Round three was bringing the tree into the living room, setting it up and putting on the lights. This was something that only Dad could do, no matter how old we sons were. It was one of his few expressions of machismo, but of course it came with its price. We were expected to help him if he struggled while at the same time staying out of his way. So if the tree began to lean dangerously close to falling, unless he called for help we were not to attempt assisting. And when he did ask for our aid we were, of course, called useless because it was our fault that whatever had happened, happened. He shouted and swore and goddamned his way through the job and once it was up in its stand and encircled in lights he parked his ass in his recliner and watched us hanging the years of accumulated ornaments and the tinsel and candy canes. Intermittently supervising our work he would bellow instructions from his throne and critique our decorating with helpful comments like: “can’t you do anything right?”. Yet when people came to the house to visit during the holidays my father was the first to remark “isn’t our tree beautiful!”. We all wanted to wring his neck, leaving him dead right there in his chair.
Then, at the end of the joyous holiday season came the final round which was dismantling the dead pine and taking it out to the street to be carted away by the trash man. I won’t even bore you with that ordeal, but I think you can guess that those memories are not half as pleasant as those putting up the tree had been.

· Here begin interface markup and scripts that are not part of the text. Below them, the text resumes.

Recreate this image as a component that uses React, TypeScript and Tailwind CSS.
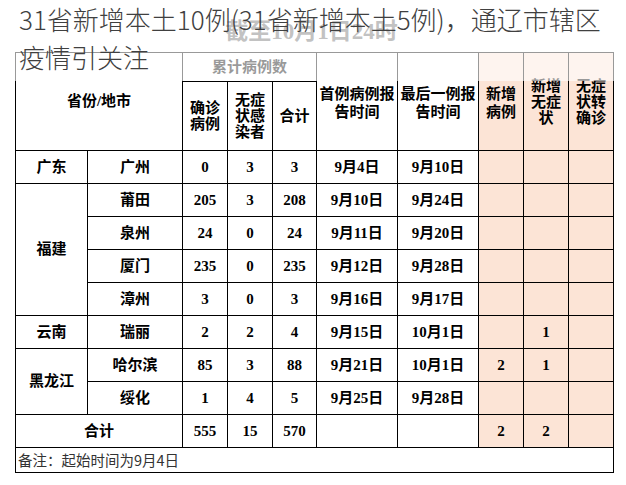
import React from "react";

const F = { fontFamily: '"Liberation Serif", "Noto Sans CJK SC", serif' };

function C({ children, className = "" }: { children?: React.ReactNode; className?: string }) {
  return (
    <div className={`bg-white flex items-center justify-center text-center font-bold text-[15px] text-black ${className}`}>
      {children}
    </div>
  );
}

function P({ children, className = "" }: { children?: React.ReactNode; className?: string }) {
  return <C className={`!bg-[#fce4d6] ${className}`}>{children}</C>;
}

type Row = { city: string; a: string; b: string; t: string; f: string; l: string; p1?: string; p2?: string; p3?: string };

function DataRow({ r }: { r: Row }) {
  return (
    <>
      <C>{r.city}</C>
      <C>{r.a}</C>
      <C>{r.b}</C>
      <C>{r.t}</C>
      <C>{r.f}</C>
      <C>{r.l}</C>
      <P>{r.p1}</P>
      <P>{r.p2}</P>
      <P>{r.p3}</P>
    </>
  );
}

export default function App() {
  const fujian: Row[] = [
    { city: "莆田", a: "205", b: "3", t: "208", f: "9月10日", l: "9月24日" },
    { city: "泉州", a: "24", b: "0", t: "24", f: "9月11日", l: "9月20日" },
    { city: "厦门", a: "235", b: "0", t: "235", f: "9月12日", l: "9月28日" },
    { city: "漳州", a: "3", b: "0", t: "3", f: "9月16日", l: "9月17日" },
  ];
  return (
    <div className="relative w-[626px] h-[485px] bg-white overflow-hidden" style={F}>
      <div className="h-[52px] w-[599px] ml-[12px] pt-[20px] text-center text-[23px] leading-[24px] font-bold text-[#666]">
        截至10月1日24时
      </div>
      <div className="ml-[15px] w-[599px] grid bg-black gap-px p-px grid-cols-[71px_94px_44px_44px_43px_80px_80px_44px_44px_44px] grid-rows-[28px_68px_repeat(9,32px)_24px]">
        <C className="col-span-2 row-span-2">省份/地市</C>
        <C className="col-span-3">累计病例数</C>
        <C className="row-span-2 leading-[18px] pt-[2px]">首例病例报<br />告时间</C>
        <C className="row-span-2 leading-[18px] pt-[2px]">最后一例报<br />告时间</C>
        <P className="row-span-2 leading-[18px] pt-[2px]">新增<br />病例</P>
        <P className="row-span-2 leading-[16px]">新增<br />无症<br />状</P>
        <P className="row-span-2 leading-[16px]">无症<br />状转<br />确诊</P>
        <C className="leading-[16px]">确诊<br />病例</C>
        <C className="leading-[16px]">无症<br />状感<br />染者</C>
        <C>合计</C>

        <C>广东</C>
        <DataRow r={{ city: "广州", a: "0", b: "3", t: "3", f: "9月4日", l: "9月10日" }} />

        <C className="row-span-4">福建</C>
        {fujian.map((r) => (
          <DataRow key={r.city} r={r} />
        ))}

        <C>云南</C>
        <DataRow r={{ city: "瑞丽", a: "2", b: "2", t: "4", f: "9月15日", l: "10月1日", p2: "1" }} />

        <C className="row-span-2">黑龙江</C>
        <DataRow r={{ city: "哈尔滨", a: "85", b: "3", t: "88", f: "9月21日", l: "10月1日", p1: "2", p2: "1" }} />
        <DataRow r={{ city: "绥化", a: "1", b: "4", t: "5", f: "9月25日", l: "9月28日" }} />

        <C className="col-span-2">合计</C>
        <C>555</C>
        <C>15</C>
        <C>570</C>
        <C />
        <C />
        <P>2</P>
        <P>2</P>
        <P />

        <div
          className="col-span-10 bg-white flex items-center pl-[2px] text-[14.5px] text-[#333]"
          style={{ fontFamily: '"Noto Sans CJK SC", sans-serif' }}
        >
          备注：起始时间为9月4日
        </div>
      </div>

      <div className="absolute left-0 right-0 top-0 h-[81px] bg-white/60 pointer-events-none" />

      <div
        className="absolute left-[19px] top-[0px] text-[26px] leading-[38px] text-[#404040] font-light whitespace-nowrap"
        style={{ fontFamily: '"Noto Sans CJK SC", sans-serif' }}
      >
        31省新增本土10例(31省新增本土5例)，通辽市辖区
        <br />
        疫情引关注
      </div>
    </div>
  );
}
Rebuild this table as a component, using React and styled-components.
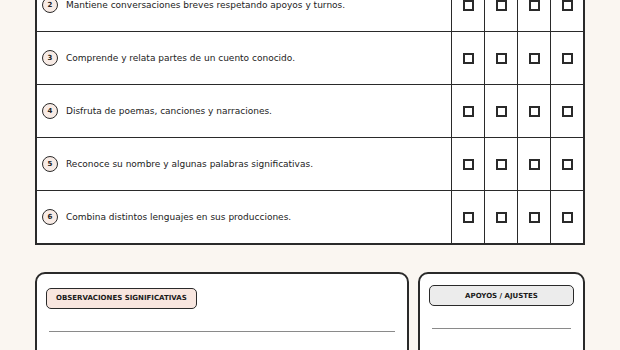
import styled, { createGlobalStyle } from 'styled-components';

const Global = createGlobalStyle`
  html, body {
    margin: 0;
    background: #faf6f1;
    font-family: "DejaVu Sans", Verdana, sans-serif;
    color: #222;
  }
`;

const Page = styled.div`
  padding: 0 35px 40px;
  margin-top: -23px;
`;

const Table = styled.div`
  background: #fff;
  border: 2px solid #2a2a2a;
`;

const Row = styled.div`
  display: grid;
  grid-template-columns: 1fr repeat(4, 33px);
  height: 52px;
  & + & {
    border-top: 1px solid #2a2a2a;
  }
`;

const ItemCell = styled.div`
  display: flex;
  align-items: center;
  gap: 8px;
  padding-left: 5px;
  font-size: 9px;
`;

const Num = styled.span`
  box-sizing: border-box;
  width: 16px;
  height: 16px;
  border-radius: 50%;
  border: 1.5px solid #2a2a2a;
  background: #f8ebe5;
  display: flex;
  align-items: center;
  justify-content: center;
  font-size: 7px;
  font-weight: 700;
  flex-shrink: 0;
`;

const CheckCell = styled.div`
  box-sizing: border-box;
  border-left: 1px solid #2a2a2a;
  display: flex;
  align-items: center;
  justify-content: center;
`;

const Box = styled.span`
  box-sizing: border-box;
  width: 11px;
  height: 11px;
  border: 2px solid #2a2a2a;
  background: #fff;
`;

const Bottom = styled.div`
  display: grid;
  grid-template-columns: 374px 1fr;
  gap: 9px;
  margin-top: 27px;
`;

const Panel = styled.div`
  background: #fff;
  border: 2px solid #2a2a2a;
  border-radius: 10px;
  padding: 11px 9px 0;
  height: 120px;
`;

const Pill = styled.div`
  box-sizing: border-box;
  display: ${({ $full }) => ($full ? 'flex' : 'inline-flex')};
  justify-content: center;
  align-items: center;
  height: 21px;
  padding: 0 9px;
  border: 1.5px solid #2a2a2a;
  border-radius: 5px;
  background: ${({ $tone }) => $tone};
  font-size: 7px;
  font-weight: 700;
  text-transform: uppercase;
  color: #1a1a1a;
`;

const Lines = styled.div`
  margin: 22px 3px 0;
  display: flex;
  flex-direction: column;
  gap: 22px;
`;

const Line = styled.div`
  height: 1px;
  background: #8a8a8a;
`;

const items = [
  [2, 'Mantiene conversaciones breves respetando apoyos y turnos.'],
  [3, 'Comprende y relata partes de un cuento conocido.'],
  [4, 'Disfruta de poemas, canciones y narraciones.'],
  [5, 'Reconoce su nombre y algunas palabras significativas.'],
  [6, 'Combina distintos lenguajes en sus producciones.'],
];

export default function App() {
  return (
    <Page>
      <Global />
      <Table>
        {items.map(([n, text]) => (
          <Row key={n}>
            <ItemCell>
              <Num>{n}</Num>
              {text}
            </ItemCell>
            {[0, 1, 2, 3].map((c) => (
              <CheckCell key={c}>
                <Box />
              </CheckCell>
            ))}
          </Row>
        ))}
      </Table>
      <Bottom>
        <Panel>
          <Pill $tone="#f8e6df">Observaciones significativas</Pill>
          <Lines>
            <Line />
            <Line />
          </Lines>
        </Panel>
        <Panel>
          <Pill $full $tone="#ececec">Apoyos / Ajustes</Pill>
          <Lines>
            <Line />
            <Line />
          </Lines>
        </Panel>
      </Bottom>
    </Page>
  );
}
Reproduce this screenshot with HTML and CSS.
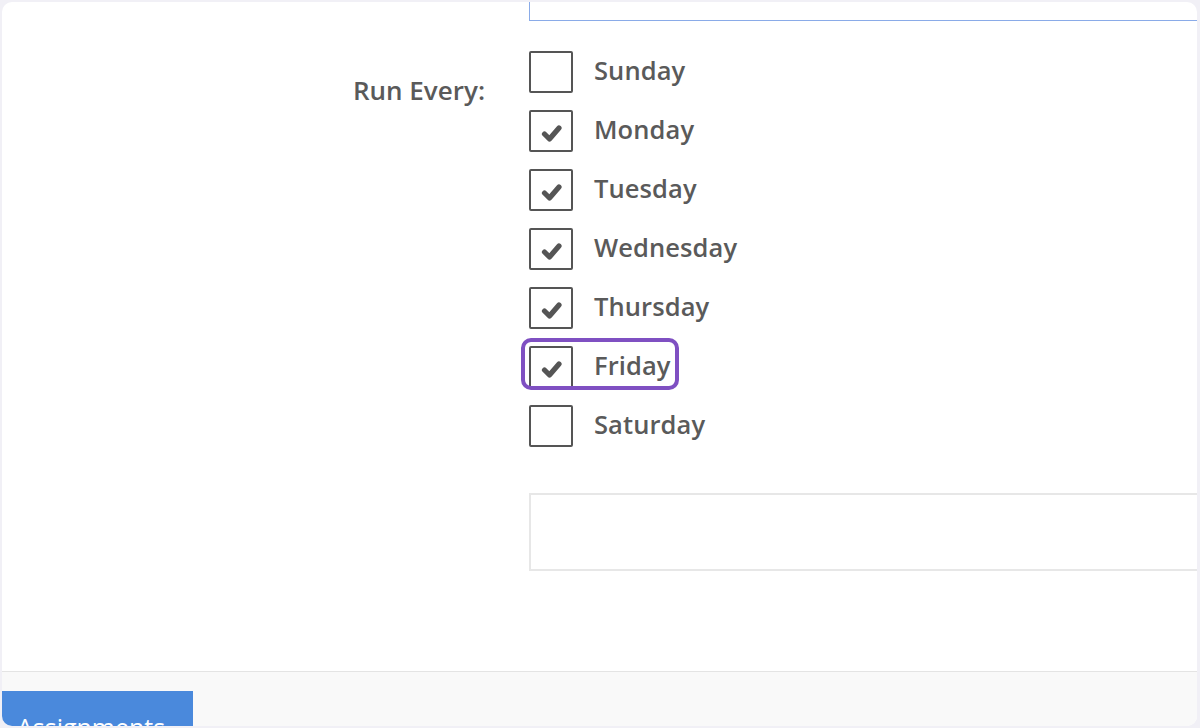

I still love Christmas trees, despite my parents’ damaged sense of holiday cheer. I’ll admit that taking them down is nothing but ugliness and hell and I channel most of my father’s rage to assist me in the task. But still, David and I go out to shop for a live tree every year. We’ve collected some beautiful ornaments in our fifteen years together and it’s a happy/sad time for us both, decorating and remembering Christmases past and family members and friends no longer with us to celebrate the season. It is a lot of work and it makes a bit of a mess, but for me, it really is the symbol of what Christmas is about.